Javier Marias - Mein Herz so weiß / Corazon tan blanco

  • Ein Zeitfresser mit vermeidbaren Längen!

    Marias baut in diesem Werk einen überspannten Spannungsbogen auf: >> Ich wollte es nicht wissen, aber ich habe erfahren, daß eines der Mädchen, als es kein Mädchen mehr war, kurz nach der Rückkehr von der Hochzeitsreise das Badezimmer betrat, sich vor den Spiegel stellte, die Bluse aufknöpfte, den Büstenhalter auszog und mit der Mündung der Pistole ihres eigenen Vaters, der sich mit einem Teil der Familie und drei Gästen im Eßzimmer befand, ihr Herz suchte. << Der Leser ist nach diesem ersten Satz elektrisiert, und erwartet viel. Aber es kommt nichts …

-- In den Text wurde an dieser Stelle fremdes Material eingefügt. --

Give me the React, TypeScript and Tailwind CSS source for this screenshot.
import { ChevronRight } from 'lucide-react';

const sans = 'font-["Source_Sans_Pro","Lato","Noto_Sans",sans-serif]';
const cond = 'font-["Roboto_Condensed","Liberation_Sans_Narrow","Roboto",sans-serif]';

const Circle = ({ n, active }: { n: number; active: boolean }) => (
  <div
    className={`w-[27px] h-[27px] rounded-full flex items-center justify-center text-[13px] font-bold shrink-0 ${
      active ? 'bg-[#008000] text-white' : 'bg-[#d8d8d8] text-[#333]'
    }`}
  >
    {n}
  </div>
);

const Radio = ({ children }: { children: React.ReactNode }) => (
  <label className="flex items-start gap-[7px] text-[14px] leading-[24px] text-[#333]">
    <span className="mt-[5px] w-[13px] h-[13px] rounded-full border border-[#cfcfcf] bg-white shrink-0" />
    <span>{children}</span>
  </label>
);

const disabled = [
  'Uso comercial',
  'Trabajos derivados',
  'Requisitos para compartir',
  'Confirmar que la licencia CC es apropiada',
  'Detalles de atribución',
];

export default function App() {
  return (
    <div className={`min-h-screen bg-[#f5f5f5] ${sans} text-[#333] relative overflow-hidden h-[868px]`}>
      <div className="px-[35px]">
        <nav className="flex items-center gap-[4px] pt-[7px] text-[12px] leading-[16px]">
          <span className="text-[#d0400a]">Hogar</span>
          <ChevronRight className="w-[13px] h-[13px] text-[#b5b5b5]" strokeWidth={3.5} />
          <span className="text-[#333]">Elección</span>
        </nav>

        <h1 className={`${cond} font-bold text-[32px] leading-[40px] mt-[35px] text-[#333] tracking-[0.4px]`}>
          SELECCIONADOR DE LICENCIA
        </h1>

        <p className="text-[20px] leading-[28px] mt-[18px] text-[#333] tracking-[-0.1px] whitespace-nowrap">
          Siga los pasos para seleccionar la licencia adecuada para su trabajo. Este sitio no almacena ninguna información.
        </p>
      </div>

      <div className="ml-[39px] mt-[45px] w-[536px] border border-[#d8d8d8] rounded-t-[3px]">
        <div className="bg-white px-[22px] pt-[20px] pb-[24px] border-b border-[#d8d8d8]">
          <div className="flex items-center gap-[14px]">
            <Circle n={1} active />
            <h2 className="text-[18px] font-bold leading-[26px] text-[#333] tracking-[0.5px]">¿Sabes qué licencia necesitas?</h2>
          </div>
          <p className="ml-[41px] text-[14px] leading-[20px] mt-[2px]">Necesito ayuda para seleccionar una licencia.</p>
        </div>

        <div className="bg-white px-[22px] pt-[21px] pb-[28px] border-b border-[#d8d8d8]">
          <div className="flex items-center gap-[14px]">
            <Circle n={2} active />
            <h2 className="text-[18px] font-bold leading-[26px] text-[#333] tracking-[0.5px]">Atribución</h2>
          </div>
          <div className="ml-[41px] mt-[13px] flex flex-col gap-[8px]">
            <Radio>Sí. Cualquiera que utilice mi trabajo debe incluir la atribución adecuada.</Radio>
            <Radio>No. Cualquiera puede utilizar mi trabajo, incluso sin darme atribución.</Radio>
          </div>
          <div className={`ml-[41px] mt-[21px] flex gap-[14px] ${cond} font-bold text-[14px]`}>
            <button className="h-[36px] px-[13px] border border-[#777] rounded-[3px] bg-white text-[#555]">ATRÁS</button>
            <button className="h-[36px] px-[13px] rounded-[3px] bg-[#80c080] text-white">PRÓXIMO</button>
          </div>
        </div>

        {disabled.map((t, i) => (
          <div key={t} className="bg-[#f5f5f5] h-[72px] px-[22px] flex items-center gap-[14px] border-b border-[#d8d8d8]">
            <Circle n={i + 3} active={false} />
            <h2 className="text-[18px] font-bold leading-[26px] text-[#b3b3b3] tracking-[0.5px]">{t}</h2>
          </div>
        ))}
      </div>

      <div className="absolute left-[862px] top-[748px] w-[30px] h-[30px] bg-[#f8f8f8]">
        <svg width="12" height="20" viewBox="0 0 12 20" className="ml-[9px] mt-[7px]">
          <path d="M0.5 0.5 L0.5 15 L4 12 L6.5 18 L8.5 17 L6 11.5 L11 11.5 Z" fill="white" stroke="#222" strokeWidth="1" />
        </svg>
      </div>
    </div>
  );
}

    Denn danach verflüchtigt sich der Autor ins Dolmetscher Geschäft, ins Kunstmilieu, man findet interessante Gedanken über Freundschaften, übers Schweigen und Geheimnisse wahren, über Skrupellosigkeit; aber einen roten Faden findet man nicht.
    Und so fordert der Roman eine hohe Konzentration vom Leser ab, erfüllt aber andererseits dessen Lust nicht.

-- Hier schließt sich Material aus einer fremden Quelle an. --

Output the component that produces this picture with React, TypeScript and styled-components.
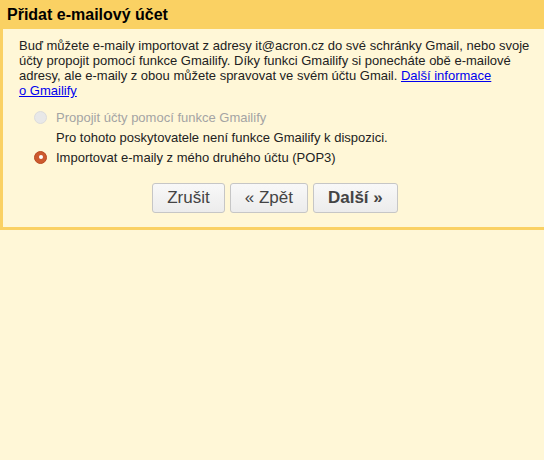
import React from "react";
import styled, { createGlobalStyle } from "styled-components";

const Global = createGlobalStyle`
  html, body { margin: 0; padding: 0; background: #fff7d7; }
  body { font-family: "Liberation Sans", Arial, sans-serif; }
`;

const Page = styled.div`
  width: 544px;
  min-height: 460px;
  background: #fff7d7;
`;

const Header = styled.div`
  height: 29px;
  background: #fad163;
  display: flex;
  align-items: center;
  padding: 0 7px;
  box-sizing: border-box;
`;

const Title = styled.h1`
  margin: 0;
  font-size: 16px;
  font-weight: bold;
  color: #000;
  line-height: 1;
  padding-top: 1px;
`;

const Panel = styled.div`
  border-left: 3px solid #fad163;
  border-bottom: 3px solid #fad163;
  background: #fff7d7;
  padding: 9px 8px 14px 16px;
`;

const Intro = styled.p`
  margin: 0;
  font-size: 13px;
  line-height: 15px;
  color: #222;
`;

const Link = styled.a`
  color: #0000ee;
  text-decoration: underline;
`;

const Options = styled.div`
  display: flex;
  flex-direction: column;
  margin-top: 9px;
`;

const OptionRow = styled.label<{ $disabled?: boolean }>`
  display: flex;
  align-items: center;
  height: 20px;
  font-size: 13px;
  color: ${(p) => (p.$disabled ? "#a4a4a4" : "#222")};
`;

const RadioSlot = styled.span`
  width: 37px;
  display: flex;
  justify-content: center;
  padding-left: 6px;
  box-sizing: border-box;
`;

const Radio = styled.span<{ $checked?: boolean }>`
  width: 13px;
  height: 13px;
  border-radius: 50%;
  box-sizing: border-box;
  display: flex;
  align-items: center;
  justify-content: center;
  background: ${(p) => (p.$checked ? "#cd5a2e" : "#e8e8e8")};
  border: 1px solid ${(p) => (p.$checked ? "#b94a22" : "#dcdcdc")};
  &::after {
    content: "";
    display: ${(p) => (p.$checked ? "block" : "none")};
    width: 4px;
    height: 4px;
    border-radius: 50%;
    background: #fff;
  }
`;

const Note = styled.div`
  height: 20px;
  display: flex;
  align-items: center;
  padding-left: 37px;
  font-size: 13px;
  color: #222;
`;

const Buttons = styled.div`
  display: flex;
  justify-content: center;
  gap: 5px;
  margin-top: 16px;
  padding-right: 5px;
`;

const Button = styled.button<{ $primary?: boolean }>`
  height: 30px;
  padding: 0 14px;
  font-family: "Liberation Sans", Arial, sans-serif;
  font-size: 17px;
  font-weight: ${(p) => (p.$primary ? "bold" : "normal")};
  color: #444;
  background: linear-gradient(#f8f8f8, #ececec);
  border: 1px solid #c6c6c6;
  border-radius: 3px;
  cursor: pointer;
`;

export default function App() {
  return (
    <Page>
      <Global />
      <Header>
        <Title>Přidat e-mailový účet</Title>
      </Header>
      <Panel>
        <Intro>
          Buď můžete e-maily importovat z adresy it@acron.cz do své schránky Gmail, nebo svoje účty
          propojit pomocí funkce Gmailify. Díky funkci Gmailify si ponecháte obě e-mailové adresy, ale
          e-maily z obou můžete spravovat ve svém účtu Gmail.{" "}
          <Link href="#">Další informace o&nbsp;Gmailify</Link>
        </Intro>
        <Options>
          <OptionRow $disabled>
            <RadioSlot>
              <Radio />
            </RadioSlot>
            Propojit účty pomocí funkce Gmailify
          </OptionRow>
          <Note>Pro tohoto poskytovatele není funkce Gmailify k dispozici.</Note>
          <OptionRow>
            <RadioSlot>
              <Radio $checked />
            </RadioSlot>
            Importovat e-maily z mého druhého účtu (POP3)
          </OptionRow>
        </Options>
        <Buttons>
          <Button>Zrušit</Button>
          <Button>« Zpět</Button>
          <Button $primary>Další »</Button>
        </Buttons>
      </Panel>
    </Page>
  );
}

    Das Leitmotiv: >> „Meine Hände sind blutig, wie die deinen; doch ich schäme mich, dass mein Herz so weiß ist.“ << kommt dabei auf der ganzen Strecke zu kurz.


    Der Schluss des Werks liefert zwar einen in sich kompletten und geschlossenen Ausgang, das Gerüst ist gut konstruiert, hinterlässt aber keine befriedigende Sättigung, die der Autor zuvor verspricht.


    Für mich ist dieser Roman dadurch ein Zeitfresser, der vermieden hätte werden können. Wenn ich das Buch nicht gelesen hätte, würde ich nichts vermissen.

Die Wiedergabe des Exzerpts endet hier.